MS: A música de vocês ultrapassou várias barreiras – especialmente a da língua. Qual é a importância de cantar em japonês para vocês?

C: Pode ser meio óbvio, mas somos japonesas, então essa é a língua que mais usamos e mais compreendemos. Então tem esse significado de ser a língua delas, de nascença, mas também tem as questões da própria graça da língua japonesa. Existem diversas províncias no Japão, cada uma delas tem o seu sotaque, tem um ritmo próprio. E o japonês de um modo geral tem um ritmo diferente das outras línguas, né? Ele é uma coisa um pouco mais reta, digamos assim, porque ele não tem muitas ênfases nas palavras.

Então eu acredito que isso é uma coisa que seja interessante pra quem ouve de fora. Tem toda essa graça da própria língua, da questão da origem. Cantar em inglês é uma experiência nova pra elas, então elas gostariam de poder usar as duas línguas daqui pra frente e continuar fazendo suas músicas.

MS: A participação de vocês no The First Take foi muito importante. Nos comentários, a gente pode reparar em pessoas falando em japonês, inglês e também outras línguas. Como elas veem isso? E elas acham que a música internacional está se tornando mais aberta para outras línguas além do ingles?

C: Está bem mais aberto do que antes. Agora não existe mais aquela questão do país em que você vive. Claro que inicialmente o artista é lançado no país  em que ele mora, mas hoje em dia não tem mais fronteiras. A gente tem essas coisas on-line e vemos que há um crescimento que não é só delas, né? É no mundo.

Como as músicas coreanas, por exemplo, que muita gente já conhece. Então, acredito que sim, está muito mais aberto do que era antes. 

MS: Depois de vencer tantas barreiras, agora vocês viajam através do mundo levando a sua arte. O que isso significa pra vocês?

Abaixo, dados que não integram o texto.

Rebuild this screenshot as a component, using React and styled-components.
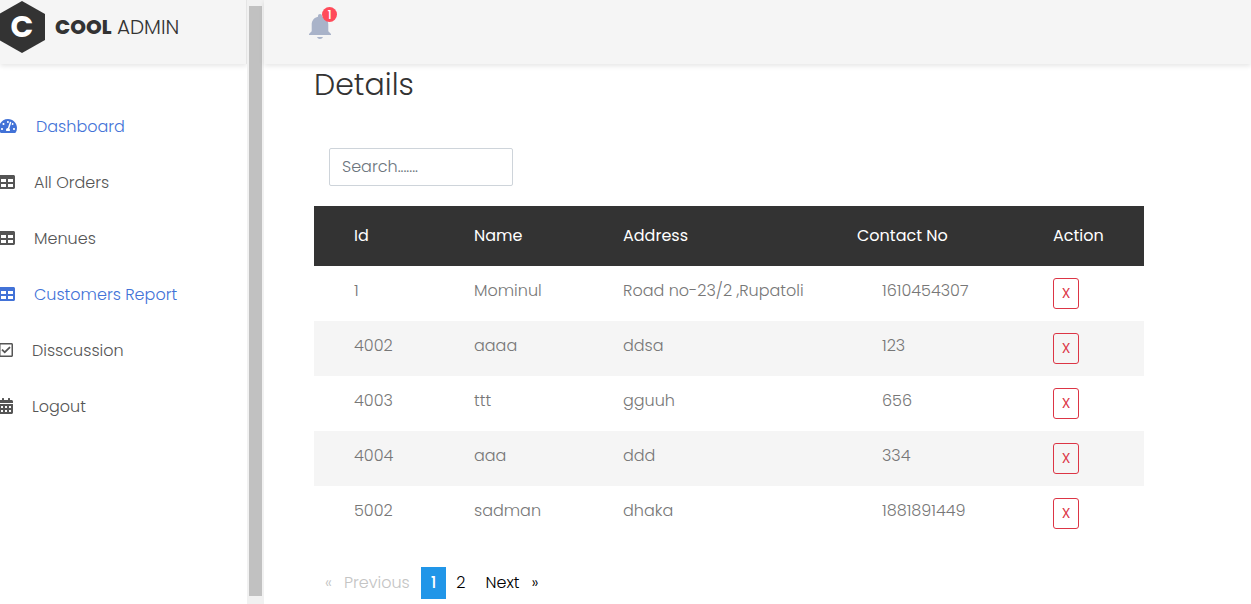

C: Bom, primeiro que a gente transformou em música aquilo que elas sempre quiseram ouvir, né? Elas queriam receber um elogio sobre serem bonitas, por exemplo, só que não ouviam isso porque não se encaixam em certos padrões. A primeira coisa é isso, elas transformaram em música aquilo que elas queriam ouvir. Então, poder transmitir isso pras outras pessoas é uma coisa muito importante pra elas. 

E quanto mais países elas viajam, elas veem que todo mundo sente esse mesmo tipo de coisa, esses mesmos complexos. Elas conseguem sentir cada vez mais que realmente não existe essa coisa da fronteira. Você comentou do First Take: elas viram os comentários e, realmente, as coisas estão muito próximas. Poder vir ao Brasil, por exemplo, e ver tantas pessoas cantando as músicas delas, conhecendo elas e a arte que elas fazem, é uma coisa realmente muito emocionante.

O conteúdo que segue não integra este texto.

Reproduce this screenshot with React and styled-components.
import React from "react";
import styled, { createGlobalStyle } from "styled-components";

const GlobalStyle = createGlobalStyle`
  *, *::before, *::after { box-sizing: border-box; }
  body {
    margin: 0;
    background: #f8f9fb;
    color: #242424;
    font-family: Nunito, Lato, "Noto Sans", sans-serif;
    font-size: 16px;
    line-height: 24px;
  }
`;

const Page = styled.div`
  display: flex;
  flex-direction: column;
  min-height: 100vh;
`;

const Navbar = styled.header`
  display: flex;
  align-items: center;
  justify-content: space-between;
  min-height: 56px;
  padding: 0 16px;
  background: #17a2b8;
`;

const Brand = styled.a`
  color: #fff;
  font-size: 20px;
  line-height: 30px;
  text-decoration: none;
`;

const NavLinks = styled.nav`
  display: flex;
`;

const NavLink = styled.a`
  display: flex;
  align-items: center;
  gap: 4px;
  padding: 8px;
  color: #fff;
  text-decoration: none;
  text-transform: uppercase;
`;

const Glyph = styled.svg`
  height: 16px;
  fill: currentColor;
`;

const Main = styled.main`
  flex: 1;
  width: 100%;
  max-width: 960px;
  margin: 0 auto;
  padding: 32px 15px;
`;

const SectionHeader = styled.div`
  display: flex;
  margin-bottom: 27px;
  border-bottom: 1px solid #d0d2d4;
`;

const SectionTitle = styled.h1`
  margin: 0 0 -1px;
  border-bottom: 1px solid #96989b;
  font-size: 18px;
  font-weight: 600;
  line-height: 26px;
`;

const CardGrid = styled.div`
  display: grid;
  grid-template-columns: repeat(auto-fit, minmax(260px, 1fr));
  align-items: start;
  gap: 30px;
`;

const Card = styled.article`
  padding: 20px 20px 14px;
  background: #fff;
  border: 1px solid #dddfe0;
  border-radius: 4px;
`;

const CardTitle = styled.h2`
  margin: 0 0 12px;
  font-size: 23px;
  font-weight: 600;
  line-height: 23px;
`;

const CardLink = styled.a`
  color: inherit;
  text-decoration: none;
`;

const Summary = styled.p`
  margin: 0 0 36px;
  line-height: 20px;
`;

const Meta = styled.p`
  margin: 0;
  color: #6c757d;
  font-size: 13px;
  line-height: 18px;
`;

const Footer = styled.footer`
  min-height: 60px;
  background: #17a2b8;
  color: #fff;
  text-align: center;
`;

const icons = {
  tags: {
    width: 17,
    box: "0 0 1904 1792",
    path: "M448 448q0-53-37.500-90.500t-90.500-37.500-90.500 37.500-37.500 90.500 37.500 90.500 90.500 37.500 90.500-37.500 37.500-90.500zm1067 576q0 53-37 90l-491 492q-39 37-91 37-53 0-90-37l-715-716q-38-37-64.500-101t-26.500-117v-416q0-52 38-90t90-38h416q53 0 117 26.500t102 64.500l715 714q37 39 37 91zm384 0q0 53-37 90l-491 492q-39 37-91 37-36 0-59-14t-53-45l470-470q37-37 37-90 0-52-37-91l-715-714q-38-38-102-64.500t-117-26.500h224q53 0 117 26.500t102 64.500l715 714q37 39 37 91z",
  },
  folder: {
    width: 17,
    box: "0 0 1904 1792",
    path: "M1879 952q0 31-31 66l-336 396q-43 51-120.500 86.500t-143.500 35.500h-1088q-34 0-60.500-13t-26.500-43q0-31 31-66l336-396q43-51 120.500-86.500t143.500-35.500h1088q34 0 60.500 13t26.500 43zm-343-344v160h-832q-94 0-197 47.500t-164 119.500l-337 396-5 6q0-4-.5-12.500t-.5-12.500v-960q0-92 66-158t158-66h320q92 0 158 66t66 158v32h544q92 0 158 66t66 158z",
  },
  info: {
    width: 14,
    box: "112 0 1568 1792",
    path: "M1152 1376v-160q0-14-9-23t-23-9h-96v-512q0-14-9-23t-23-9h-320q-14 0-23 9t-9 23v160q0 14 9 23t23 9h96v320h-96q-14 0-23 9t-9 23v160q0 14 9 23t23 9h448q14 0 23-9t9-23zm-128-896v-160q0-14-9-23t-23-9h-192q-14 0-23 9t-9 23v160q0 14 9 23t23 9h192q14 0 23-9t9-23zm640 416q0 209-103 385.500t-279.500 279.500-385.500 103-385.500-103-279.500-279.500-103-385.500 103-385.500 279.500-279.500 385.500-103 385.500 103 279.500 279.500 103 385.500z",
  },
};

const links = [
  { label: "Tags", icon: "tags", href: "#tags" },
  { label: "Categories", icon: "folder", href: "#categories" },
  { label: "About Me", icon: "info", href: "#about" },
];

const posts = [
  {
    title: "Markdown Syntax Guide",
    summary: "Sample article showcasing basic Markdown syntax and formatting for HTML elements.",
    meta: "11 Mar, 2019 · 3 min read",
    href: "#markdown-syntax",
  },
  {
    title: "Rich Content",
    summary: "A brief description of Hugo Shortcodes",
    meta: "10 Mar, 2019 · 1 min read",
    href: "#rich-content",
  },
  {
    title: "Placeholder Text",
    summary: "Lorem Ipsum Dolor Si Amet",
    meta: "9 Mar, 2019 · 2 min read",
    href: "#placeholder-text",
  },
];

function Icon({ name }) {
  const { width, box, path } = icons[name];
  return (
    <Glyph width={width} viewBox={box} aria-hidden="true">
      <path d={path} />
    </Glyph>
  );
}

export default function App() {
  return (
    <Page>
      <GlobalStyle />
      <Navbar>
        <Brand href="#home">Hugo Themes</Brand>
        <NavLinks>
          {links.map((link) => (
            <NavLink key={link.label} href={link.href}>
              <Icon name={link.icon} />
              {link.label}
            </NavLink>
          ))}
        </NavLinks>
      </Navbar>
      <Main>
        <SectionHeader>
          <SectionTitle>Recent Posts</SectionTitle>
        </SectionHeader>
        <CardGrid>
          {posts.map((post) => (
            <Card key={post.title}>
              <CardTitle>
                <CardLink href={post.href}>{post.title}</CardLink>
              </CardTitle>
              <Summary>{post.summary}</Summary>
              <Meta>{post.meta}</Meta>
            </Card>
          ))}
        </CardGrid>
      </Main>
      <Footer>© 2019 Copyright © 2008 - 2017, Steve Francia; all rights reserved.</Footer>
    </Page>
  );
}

MS: Vocês estão trabalhando em músicas novas atualmente?

C: Estamos trabalhando em um álbum novo. Poder vir a outros lugares, conhecer coisas novas, ter novas experiências, traz mais significado para as coisas que elas têm feito. 

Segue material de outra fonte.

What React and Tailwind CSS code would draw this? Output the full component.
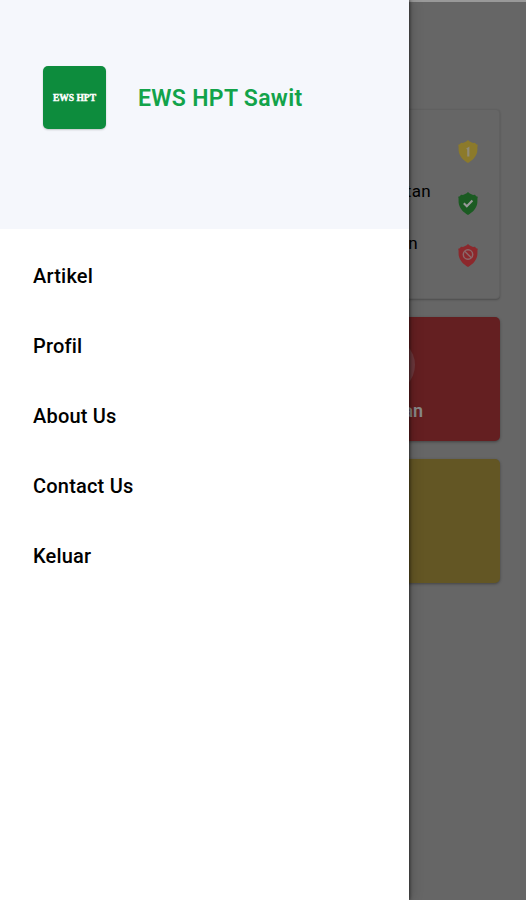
const menuItems = ["Artikel", "Profil", "About Us", "Contact Us", "Keluar"];

const Shield = ({ color, children }) => (
  <svg viewBox="0 0 20 23" className="mb-px h-[23px] w-5 shrink-0" fill="none">
    <path
      d="M10 0C8 2 5.300 3.300 3 2.800 2.300 4 1.400 4.600.2 4.800 1 7.400.2 9.400.9 12.200 2.100 17 5.500 20.200 10 23c4.500-2.800 7.900-6 9.100-10.800.7-2.800-.1-4.800.7-7.400C18.600 4.600 17.700 4 17 2.800 14.700 3.300 12 2 10 0Z"
      fill={color}
    />
    {children}
  </svg>
);

const StatusRow = ({ label, gap, children }) => (
  <div className={`flex h-[52px] items-center justify-end whitespace-nowrap ${gap}`}>
    <span className="mb-[26px] text-[17px] leading-6 tracking-[0.02em] text-black">{label}</span>
    {children}
  </div>
);

const Home = () => (
  <main className="flex h-full flex-col border-t-2 border-[#999] bg-[#666] px-[26px] pt-[107px]">
    <section className="h-[190px] rounded-[4px] border border-[#606060] bg-[#666] pt-4 pr-[21px] shadow-[0_1px_2px_rgba(0,0,0,0.25)]">
      <StatusRow label="Waspada" gap="gap-[90px]">
        <Shield color="#8c7a2b">
          <path d="M8.200 8.500 11.400 6.500V16.500H9.200V9.800Z" fill="#8f8b78" />
        </Shield>
      </StatusRow>
      <StatusRow label="Tidak Perlu Pengendalitan" gap="gap-[27px]">
        <Shield color="#1b5b22">
          <path d="m5.800 11.300 3 3 5.600-5.800" stroke="#999" strokeWidth="2" />
        </Shield>
      </StatusRow>
      <StatusRow label="Perlu Pengendalian" gap="gap-10">
        <Shield color="#8c282c">
          <circle cx="10" cy="10.500" r="4.700" stroke="#8b6769" strokeWidth="1.500" />
          <path d="m6.700 7.200 6.600 6.600" stroke="#8b6769" strokeWidth="1.500" />
        </Shield>
      </StatusRow>
    </section>
    <section className="mt-[18px] flex h-[124px] flex-col items-end rounded-[5px] bg-[#641f21] pt-5 pr-[77px] shadow-[0_1px_3px_rgba(0,0,0,0.35)]">
      <div className="mr-2 size-14 rounded-full bg-[#6b383c]" />
      <span className="mt-1.5 text-lg leading-6 font-semibold text-[#888]">Pengendalian</span>
    </section>
    <section className="mt-[18px] h-[124px] rounded-[5px] bg-[#635624] shadow-[0_1px_3px_rgba(0,0,0,0.35)]" />
  </main>
);

const Drawer = () => (
  <aside className="absolute inset-y-0 left-0 flex w-[409px] flex-col bg-white shadow-[1px_0_3px_rgba(0,0,0,0.5),2px_0_12px_rgba(0,0,0,0.2)]">
    <header className="flex h-[229px] items-start bg-[#f5f7fc] pt-[66px] pl-[43px]">
      <div className="flex size-[63px] items-center justify-center rounded-[5px] bg-[#0d8c3d] shadow-[0_1px_2px_rgba(0,0,0,0.2)]">
        <span className="pt-0.5 font-['Liberation_Serif',serif] text-[9.5px] font-bold text-white [-webkit-text-stroke:0.4px_white]">
          EWS HPT
        </span>
      </div>
      <h1 className="ml-8 pt-[17px] text-[23px] leading-8 font-semibold tracking-[0.014em] whitespace-nowrap text-[#12a34a]">
        EWS HPT Sawit
      </h1>
    </header>
    <nav className="flex flex-col pt-3">
      {menuItems.map((item) => (
        <a
          key={item}
          href="#"
          className="flex h-[70px] items-center pl-[33px] text-xl font-medium tracking-[0.01em] text-black"
        >
          {item}
        </a>
      ))}
    </nav>
  </aside>
);

export default function App() {
  return (
    <div className="relative h-[900px] w-[526px] overflow-hidden font-[Roboto,sans-serif]">
      <Home />
      <Drawer />
    </div>
  );
}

Todas essas dificuldades que elas têm de viver como mulher, elas querem poder colocar no álbum e continuar sendo mulheres fortes e fazendo as coisas que elas querem, que elas acreditam. Elas querem colocar todos esses sentimentos nesse próximo álbum, nessas novas músicas que elas estão fazendo agora. 

MS: Quais são os planos para 2023?

C: Temos o álbum novo, como já falamos, e também queremos encontrar muitos fãs que estão por aí, fazer muitas turnês e, se possível, voltar para o Brasil. Agora que sabemos a felicidade que é tocar para os fãs daqui, não podemos esquecer. Queremos muito vir aqui novamente. Sabemos que é difícil porque estamos do outro lado do mundo, mas queremos muito poder voltar.